### What this task involves
For the data below, work out how many lines contain the word "size" and supply only that number.

* * * *

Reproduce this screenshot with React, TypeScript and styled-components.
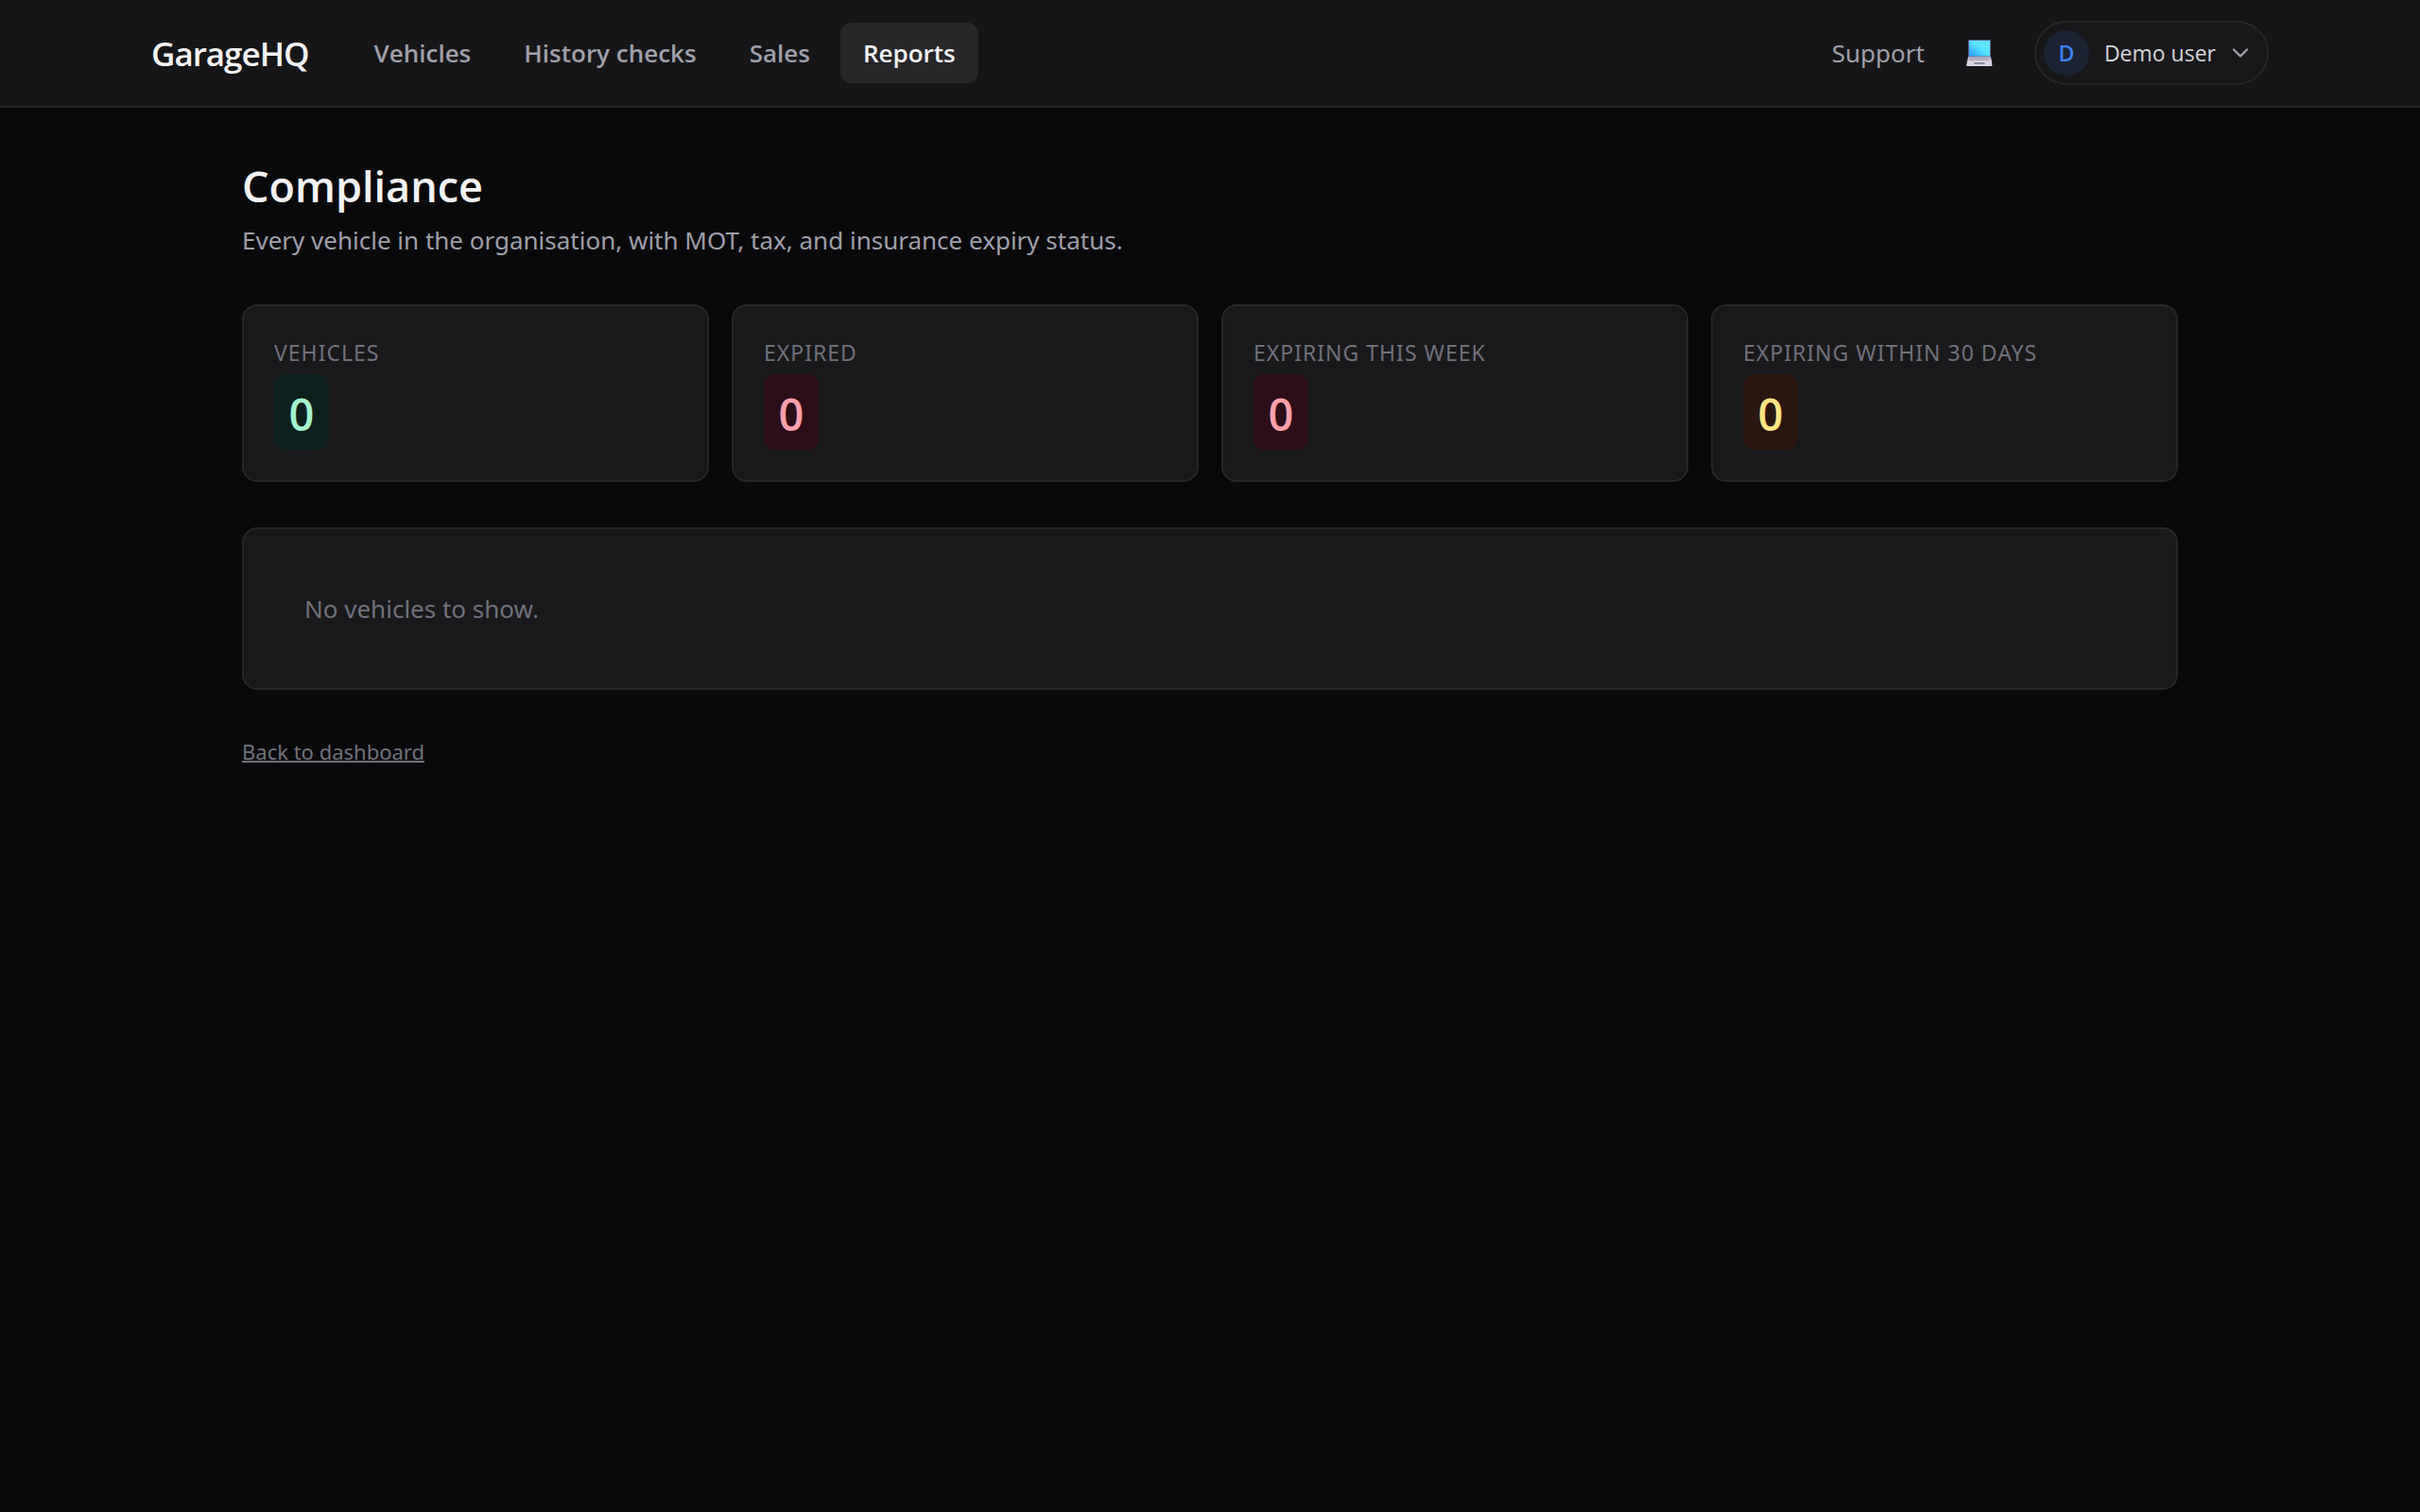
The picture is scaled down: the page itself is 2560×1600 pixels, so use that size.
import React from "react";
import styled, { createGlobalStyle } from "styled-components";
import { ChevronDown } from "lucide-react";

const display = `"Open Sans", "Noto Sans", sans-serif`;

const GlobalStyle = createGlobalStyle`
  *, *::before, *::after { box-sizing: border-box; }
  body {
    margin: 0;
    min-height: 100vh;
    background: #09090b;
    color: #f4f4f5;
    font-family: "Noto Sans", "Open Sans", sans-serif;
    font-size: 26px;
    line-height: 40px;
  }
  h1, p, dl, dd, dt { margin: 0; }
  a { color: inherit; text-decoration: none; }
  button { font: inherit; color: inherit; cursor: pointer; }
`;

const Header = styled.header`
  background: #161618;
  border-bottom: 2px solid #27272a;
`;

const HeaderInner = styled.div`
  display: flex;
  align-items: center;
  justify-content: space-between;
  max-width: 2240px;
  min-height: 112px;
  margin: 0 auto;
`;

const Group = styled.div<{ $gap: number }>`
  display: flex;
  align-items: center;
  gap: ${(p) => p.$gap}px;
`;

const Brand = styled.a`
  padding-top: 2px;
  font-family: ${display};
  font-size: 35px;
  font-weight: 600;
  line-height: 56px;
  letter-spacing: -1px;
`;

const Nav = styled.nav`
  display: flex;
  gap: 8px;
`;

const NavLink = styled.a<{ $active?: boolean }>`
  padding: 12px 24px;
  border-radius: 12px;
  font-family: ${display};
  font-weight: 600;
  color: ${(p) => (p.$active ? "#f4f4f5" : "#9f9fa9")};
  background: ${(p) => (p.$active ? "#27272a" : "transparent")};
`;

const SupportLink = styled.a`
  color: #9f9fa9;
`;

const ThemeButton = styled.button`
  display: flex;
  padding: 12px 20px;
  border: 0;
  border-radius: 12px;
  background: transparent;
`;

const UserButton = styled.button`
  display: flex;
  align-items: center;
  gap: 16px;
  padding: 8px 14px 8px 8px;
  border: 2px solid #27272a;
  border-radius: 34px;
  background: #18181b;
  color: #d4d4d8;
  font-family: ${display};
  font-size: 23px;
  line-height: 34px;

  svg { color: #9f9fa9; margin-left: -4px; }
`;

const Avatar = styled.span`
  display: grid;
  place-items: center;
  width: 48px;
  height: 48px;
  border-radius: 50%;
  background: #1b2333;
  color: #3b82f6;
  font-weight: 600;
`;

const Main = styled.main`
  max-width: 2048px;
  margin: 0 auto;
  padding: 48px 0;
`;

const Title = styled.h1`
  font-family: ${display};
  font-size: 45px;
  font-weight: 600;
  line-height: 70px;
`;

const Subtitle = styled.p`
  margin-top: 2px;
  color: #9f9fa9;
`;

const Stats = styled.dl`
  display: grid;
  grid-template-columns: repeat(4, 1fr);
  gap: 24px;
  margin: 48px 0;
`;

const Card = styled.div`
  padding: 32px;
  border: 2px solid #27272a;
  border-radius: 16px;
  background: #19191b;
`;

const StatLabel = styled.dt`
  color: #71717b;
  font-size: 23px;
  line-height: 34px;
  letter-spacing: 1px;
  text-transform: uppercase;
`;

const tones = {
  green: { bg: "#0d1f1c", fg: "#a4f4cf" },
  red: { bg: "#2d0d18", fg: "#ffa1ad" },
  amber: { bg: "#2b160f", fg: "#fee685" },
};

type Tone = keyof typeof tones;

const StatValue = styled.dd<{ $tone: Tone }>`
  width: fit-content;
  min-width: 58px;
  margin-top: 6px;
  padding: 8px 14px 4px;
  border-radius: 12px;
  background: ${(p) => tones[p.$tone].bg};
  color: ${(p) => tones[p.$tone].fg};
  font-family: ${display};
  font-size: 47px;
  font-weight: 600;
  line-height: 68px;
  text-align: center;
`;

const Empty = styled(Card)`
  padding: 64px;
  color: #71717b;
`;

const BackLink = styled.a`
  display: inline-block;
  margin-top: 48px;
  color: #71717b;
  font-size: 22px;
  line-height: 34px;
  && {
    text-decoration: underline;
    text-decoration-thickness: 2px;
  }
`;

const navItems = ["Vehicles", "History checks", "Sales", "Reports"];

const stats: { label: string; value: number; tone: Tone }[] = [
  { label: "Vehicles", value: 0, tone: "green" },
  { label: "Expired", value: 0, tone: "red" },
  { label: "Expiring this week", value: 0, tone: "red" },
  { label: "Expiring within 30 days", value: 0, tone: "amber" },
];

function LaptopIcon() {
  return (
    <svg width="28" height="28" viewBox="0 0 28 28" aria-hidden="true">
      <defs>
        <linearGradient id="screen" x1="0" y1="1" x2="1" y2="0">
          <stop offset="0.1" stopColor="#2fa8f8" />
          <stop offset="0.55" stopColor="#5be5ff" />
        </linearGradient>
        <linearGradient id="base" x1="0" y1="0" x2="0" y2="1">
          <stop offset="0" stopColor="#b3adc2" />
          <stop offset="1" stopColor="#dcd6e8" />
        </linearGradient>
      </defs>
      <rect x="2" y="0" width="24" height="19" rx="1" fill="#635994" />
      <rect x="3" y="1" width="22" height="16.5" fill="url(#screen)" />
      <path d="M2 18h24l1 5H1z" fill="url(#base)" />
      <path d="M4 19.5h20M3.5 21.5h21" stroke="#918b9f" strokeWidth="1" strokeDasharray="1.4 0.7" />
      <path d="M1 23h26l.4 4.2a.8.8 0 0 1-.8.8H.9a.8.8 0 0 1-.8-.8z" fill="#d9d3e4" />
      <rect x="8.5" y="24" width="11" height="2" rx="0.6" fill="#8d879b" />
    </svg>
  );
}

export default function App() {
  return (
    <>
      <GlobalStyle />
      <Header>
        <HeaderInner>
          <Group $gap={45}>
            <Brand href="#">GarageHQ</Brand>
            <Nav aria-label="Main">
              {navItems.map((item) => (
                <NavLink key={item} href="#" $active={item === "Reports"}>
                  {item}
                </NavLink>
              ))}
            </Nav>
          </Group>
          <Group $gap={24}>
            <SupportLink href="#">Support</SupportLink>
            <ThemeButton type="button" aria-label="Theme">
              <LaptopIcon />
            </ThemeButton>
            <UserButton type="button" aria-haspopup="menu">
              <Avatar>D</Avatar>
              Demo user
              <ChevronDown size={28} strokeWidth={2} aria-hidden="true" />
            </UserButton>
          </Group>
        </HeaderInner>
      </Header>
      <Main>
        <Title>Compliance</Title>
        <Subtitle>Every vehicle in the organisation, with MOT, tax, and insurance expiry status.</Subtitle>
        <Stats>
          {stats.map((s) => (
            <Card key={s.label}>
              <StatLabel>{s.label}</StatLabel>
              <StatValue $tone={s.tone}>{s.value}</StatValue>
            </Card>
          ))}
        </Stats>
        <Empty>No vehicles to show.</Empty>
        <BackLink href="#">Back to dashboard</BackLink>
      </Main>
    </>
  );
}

* * * *

### Expected output
9